If stolen elections and the Bush White House declaring that the entire planet is a battlefield in the hoax that is the “Global War on Terror” are what Naomi Wolf claims is what subverts the rule of law, then apparently she is ignorant about how the 14th Amendment’s incorporation doctrine is used as an end run around the 10th Amendment, and by extension, state citizenship. Worse, how about when the American Bar Association drafted the Administrative Procedures Act in 1944 that Senator Patrick McCarran admitted when it was passed two years later, after the Second World War, was the unilateral creation of a brand new fourth branch of government, namely, the bureaucratic Administrative Agencies? As Fred Rodell put it, the law is a racket!

Before I address what Wolf suggested that this “young patriot” she addressed in her book should be doing, I’d like to offer a few observations regarding expressing grievances. Although some of Wolf’s grievances are rather serious, I hate to say that relative to the ones I’ve written about in more recent years, they seem rather tame. While her use of historical comparisons is good, yet, I wished she bothered to mention the democide those same regimes used, because that is the inevitable end of statism. If anything, what’s most valuable about Wolf’s book is that it demonstrates just how deteriorated personal liberty has become in this sad excuse for a country.
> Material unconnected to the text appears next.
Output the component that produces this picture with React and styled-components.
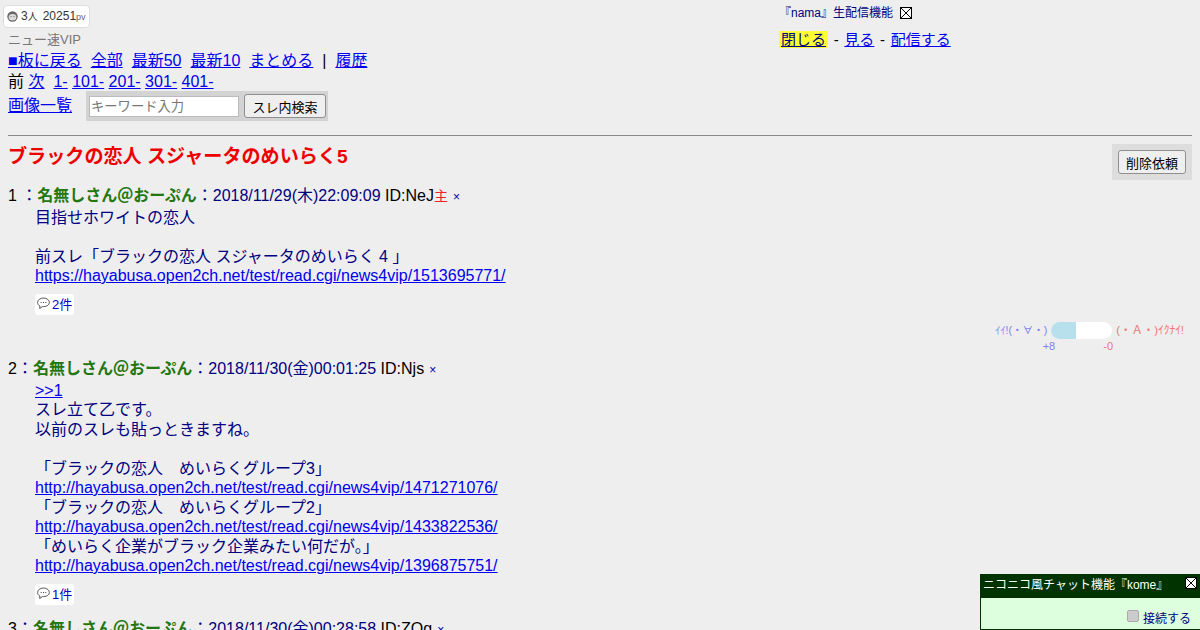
import React from 'react'
import styled, { createGlobalStyle } from 'styled-components'

const Global = createGlobalStyle`
html, body {
  margin: 0;
  padding: 0;
  height: 630px;
  overflow: hidden;
}
body {
  background: #eeeeee;
  color: #000080;
  font-family: "Liberation Sans", "Noto Sans CJK JP", sans-serif;
  font-size: 16px;
  line-height: 19.5px;
}
a { color: #0000ee; }
`

const Page = styled.div`
padding: 5px 8px 0;
`
const CounterBadge = styled.div`
display: inline-flex;
align-items: center;
height: 23px;
box-sizing: border-box;
margin-left: -5px;
padding: 0 3px 0 3px;
background: #fff;
border: 1px solid #ddd;
border-radius: 4px;
font-size: 12px;
color: #333;
`
const Pv = styled.span`
font-size: 9px;
color: #666;
margin-top: 2px;
`
const Ninzu = styled.span`
font-size: 10px;
margin: 0 5px 0 0;
`
const BoardName = styled.div`
font-size: 13px;
line-height: 21px;
color: #777;
margin-top: 1px;
`
const NavRow = styled.div`
color: #000;
height: 21px;
line-height: 21px;
white-space: nowrap;
`
const NavLink = styled.a`
margin-right: ${p => p.$gap || 9}px;
`
const SearchRow = styled.div`
display: flex;
align-items: center;
height: 30px;
margin-top: -1px;
`
const SearchBox = styled.form`
display: flex;
align-items: center;
gap: 5px;
margin-left: 14px;
padding: 3px 2px 3px 3px;
background: #d3d3d3;
`
const SearchInput = styled.input`
width: 150px;
height: 21px;
box-sizing: border-box;
padding: 0 1px;
border: 1px solid #bbb;
background: #fff;
font: 13.3px "Liberation Sans", "Noto Sans CJK JP", sans-serif;
&::placeholder { color: #777; }
`
const GreyButton = styled.button`
height: 24px;
padding: 0 ${p => p.$pad || 7.5}px;
box-sizing: border-box;
background: #efefef;
color: #000;
border: 1px solid #8f8f8f;
border-radius: 3px;
font: 13px "Liberation Sans", "Noto Sans CJK JP", sans-serif;
`
const Rule = styled.hr`
margin: 14px 0 0;
border: 0;
border-top: 1px solid #888;
border-bottom: 1px solid #eee;
`
const TitleRow = styled.div`
display: flex;
justify-content: space-between;
align-items: flex-start;
height: 43px;
margin-top: 6px;
`
const ThreadTitle = styled.h1`
margin: 2px 0 0;
font-size: 19.1px;
line-height: 24px;
font-weight: bold;
color: #ee0000;
`
const DeleteBox = styled.div`
padding: 6px;
margin-top: 1px;
background: #dddddd;
`
const Post = styled.div`
margin-bottom: ${p => p.$after || 0}px;
`
const PostHead = styled.div`
white-space: nowrap;
`
const Num = styled.span`
color: #000;
`
const Name = styled.b`
color: #227711;
`
const IdText = styled.span`
color: #000;
`
const Owner = styled.span`
color: #ee2222;
font-size: 14px;
`
const Cross = styled.a`
font-size: 12px;
color: #0000aa;
text-decoration: none;
margin-left: 5px;
`
const PostBody = styled.div`
margin-left: 27px;
white-space: nowrap;
`
const ReplyBadge = styled.div`
display: inline-flex;
align-items: center;
height: 21px;
margin: 8.5px 0 0 27px;
padding: 0 2px;
background: #fff;
border-radius: 3px;
font-size: 13px;
color: #0000cc;
`
const Bubble = styled.svg`
width: 13px;
height: 13px;
margin: -3px 2px 0 0;
`
const VoteRow = styled.div`
display: flex;
justify-content: flex-end;
align-items: center;
gap: 4px;
height: 17px;
margin: 7px 8px 0 0;
`
const VoteGood = styled.span`
color: #8080ee;
font-size: ${p => p.$size || 11}px;
`
const VoteBad = styled.span`
color: #ee7777;
font-size: ${p => p.$size || 11}px;
`
const VoteBar = styled.div`
width: 61px;
height: 17px;
border-radius: 9px;
overflow: hidden;
background: #fff;
`
const VoteFill = styled.div`
height: 100%;
background: #b8e0ec;
`
const VoteCount = styled.div`
display: flex;
justify-content: flex-end;
gap: 48px;
height: 14px;
margin: 0 79px 0 0;
line-height: 14px;
`
const NamaPanel = styled.div`
position: absolute;
top: 4px;
left: 779px;
color: #000;
`
const NamaHead = styled.div`
display: flex;
align-items: center;
height: 20px;
padding-left: 0;
font-size: 12px;
color: #000080;
`
const CloseBox = styled.span`
display: inline-flex;
margin-left: 7px;
margin-top: -3px;
`
const NamaLinks = styled.div`
margin-top: 6px;
font-size: 15px;
line-height: 20px;
white-space: nowrap;
`
const Highlight = styled.a`
background: #ffff33;
color: #000080;
padding: 0 2px;
`
const Dash = styled.span`
color: #000;
margin: 0 1.5px;
`
const ChatBox = styled.div`
position: fixed;
right: 0;
bottom: 0;
width: 220px;
height: 56px;
box-sizing: border-box;
border: 1px solid #003300;
border-right: 0;
background: #ddffdd;
`
const ChatHead = styled.div`
display: flex;
justify-content: space-between;
height: 23px;
padding: 0 3px 0 2px;
background: #003300;
color: #fff;
font-size: 12px;
line-height: 21px;
`
const ChatClose = styled.span`
display: inline-flex;
margin-top: 2px;
`
const ChatBody = styled.div`
display: flex;
justify-content: flex-end;
align-items: center;
height: 31px;
padding: 10px 9px 0 0;
box-sizing: border-box;
font-size: 12px;
color: #000080;
`
const ChatCheck = styled.input`
appearance: none;
width: 12px;
height: 12px;
margin: 0 4px 6px 0;
background: #cccccc;
border: 1px solid #aaaaaa;
border-radius: 2px;
`
const ChatLabel = styled.span`
margin-top: 3px;
`

const CloseIcon = ({ size = 12 }) => (
  <svg width={size} height={size} viewBox="0 0 12 12">
    <rect x="0.5" y="0.5" width="11" height="11" fill="#fff" stroke="#000" />
    <path d="M1 1L11 11M11 1L1 11" stroke="#000" fill="none" />
  </svg>
)

const Comment = () => (
  <Bubble viewBox="0 0 13 13">
    <path d="M6.500 1C3.200 1 .6 3 .6 5.500c0 1.500.9 2.700 2.300 3.500L2.700 11.500l2.700-1.900h1.100C9.800 9.600 12.400 7.900 12.400 5.500S9.800 1 6.500 1z" fill="#fff" stroke="#444" strokeWidth="0.9" />
    <path d="M3.700 5.500h1M6 5.500h1M8.300 5.500h1" stroke="#444" />
  </Bubble>
)

const FaceIcon = () => (
  <svg width="11" height="11" viewBox="0 0 11 11" style={{ marginRight: 3 }}>
    <circle cx="5.500" cy="5.500" r="5.200" fill="#666" />
    <ellipse cx="5.500" cy="6.200" rx="3.800" ry="3.200" fill="#ddd" />
    <path d="M3.500 5.700h1M6.500 5.700h1" stroke="#555" />
  </svg>
)

const rangeLinks = ['1-', '101-', '201-', '301-', '401-']

const firstBody = (
  <>
    目指せホワイトの恋人<br /><br />
    前スレ「ブラックの恋人 スジャータのめいらく 4 」<br />
    <a href="#">https://hayabusa.open2ch.net/test/read.cgi/news4vip/1513695771/</a>
  </>
)

const secondBody = (
  <>
    <a href="#">&gt;&gt;1</a><br />
    スレ立て乙です。<br />
    以前のスレも貼っときますね。<br /><br />
    「ブラックの恋人　めいらくグループ3」<br />
    <a href="#">http://hayabusa.open2ch.net/test/read.cgi/news4vip/1471271076/</a><br />
    「ブラックの恋人　めいらくグループ2」<br />
    <a href="#">http://hayabusa.open2ch.net/test/read.cgi/news4vip/1433822536/</a><br />
    「めいらく企業がブラック企業みたい何だが。」<br />
    <a href="#">http://hayabusa.open2ch.net/test/read.cgi/news4vip/1396875751/</a>
  </>
)

function App() {
  return (
    <Page>
      <Global />
      <CounterBadge>
        <FaceIcon />3<Ninzu>人</Ninzu>20251<Pv>pv</Pv>
      </CounterBadge>
      <BoardName>ニュー速VIP</BoardName>
      <NavRow>
        <NavLink href="#">■板に戻る</NavLink>
        <NavLink href="#">全部</NavLink>
        <NavLink href="#">最新50</NavLink>
        <NavLink href="#">最新10</NavLink>
        <NavLink href="#">まとめる</NavLink>
        |&nbsp;&nbsp;
        <NavLink href="#">履歴</NavLink>
      </NavRow>
      <NavRow>
        前 <NavLink href="#" $gap={9}>次</NavLink>
        {rangeLinks.map(r => <NavLink key={r} href="#" $gap={4.45}>{r}</NavLink>)}
      </NavRow>
      <SearchRow>
        <a href="#">画像一覧</a>
        <SearchBox>
          <SearchInput placeholder="キーワード入力" />
          <GreyButton type="button">スレ内検索</GreyButton>
        </SearchBox>
      </SearchRow>
      <Rule />
      <TitleRow>
        <ThreadTitle>ブラックの恋人 スジャータのめいらく5</ThreadTitle>
        <DeleteBox><GreyButton type="button" $pad={7}>削除依頼</GreyButton></DeleteBox>
      </TitleRow>

      <Post $after={6}>
        <PostHead>
          <Num>1 </Num>：<Name>名無しさん＠おーぷん</Name>：2018/11/29(木)22:09:09 <IdText>ID:NeJ</IdText><Owner>主</Owner><Cross href="#">×</Cross>
        </PostHead>
        <PostBody>{firstBody}</PostBody>
        <ReplyBadge><Comment />2件</ReplyBadge>
        <VoteRow>
          <VoteGood $size={10.6}>ｲｲ!(・∀・)</VoteGood>
          <VoteBar><VoteFill style={{ width: `${(8 / 20) * 100}%` }} /></VoteBar>
          <VoteBad $size={11.4}>(・Ａ・)ｲｸﾅｲ!</VoteBad>
        </VoteRow>
        <VoteCount>
          <VoteGood>+8</VoteGood>
          <VoteBad>-0</VoteBad>
        </VoteCount>
      </Post>

      <Post $after={14}>
        <PostHead>
          <Num>2</Num>：<Name>名無しさん＠おーぷん</Name>：2018/11/30(金)00:01:25 <IdText>ID:Njs</IdText><Cross href="#">×</Cross>
        </PostHead>
        <PostBody>{secondBody}</PostBody>
        <ReplyBadge><Comment />1件</ReplyBadge>
      </Post>

      <Post>
        <PostHead>
          <Num>3</Num>：<Name>名無しさん＠おーぷん</Name>：2018/11/30(金)00:28:58 <IdText>ID:ZOg</IdText><Cross href="#">×</Cross>
        </PostHead>
      </Post>

      <NamaPanel>
        <NamaHead>『nama』生配信機能<CloseBox><CloseIcon /></CloseBox></NamaHead>
        <NamaLinks>
          <Highlight href="#">閉じる</Highlight>
          <Dash> - </Dash>
          <a href="#">見る</a>
          <Dash> - </Dash>
          <a href="#">配信する</a>
        </NamaLinks>
      </NamaPanel>

      <ChatBox>
        <ChatHead>
          ニコニコ風チャット機能『kome』
          <ChatClose><CloseIcon /></ChatClose>
        </ChatHead>
        <ChatBody>
          <ChatCheck type="checkbox" />
          <ChatLabel>接続する</ChatLabel>
        </ChatBody>
      </ChatBox>
    </Page>
  )
}

export default App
What Wolf essentially recommends to “Chris,” the young patriot in question, is for him to not have any secrets, simply because his dissent might become chilled if he were ever blackmailed; in other words, he should expose his darkest, most intimately personal secrets with his spouse, family, and possibly colleagues in order to not be cunningly coerced into silence. I think a better remedy for those who chose, as a matter of conscience, to express their grievances publicly, is to also exercise their right to privacy, to the extent that they realistically can, through good security culture. If it’s good enough to keep the monkey-wrenchers out of prison, then it’s good enough for me and you who aren’t violating mala prohibita, if we care enough about personal privacy as a matter of principle. As with the rest of our natural liberties, use it or lose it!

Naomi Wolf’s The End of America: Letter of Warning to a Young Patriot is a snapshot in time before the rise of the Tea Partiers and the later Occupy Wall Street reformists. Considering how the patriot faction has now ostracized David Stone, Ryan Payne, and KC Massey, I’d say America has already ended, in any real way that matters. Let’s get real for a moment about something, shall we? Any idea of “America” died a long time ago with the banishment of classically liberal American republicanism, and seeing through the fog of illusion entails a phase upon where one understands what never was, and never will be. No amount of documentaries is going to make up for the fact that Naomi Wolf is no Wendy McElroy. While it was good that Wolf mentioned that Obama continued the Bush Doctrine, again, her continued expression of her grievances, as she did during the New Hampshire Liberty Forum last year in 2014, is little else than the reformist echo chamber.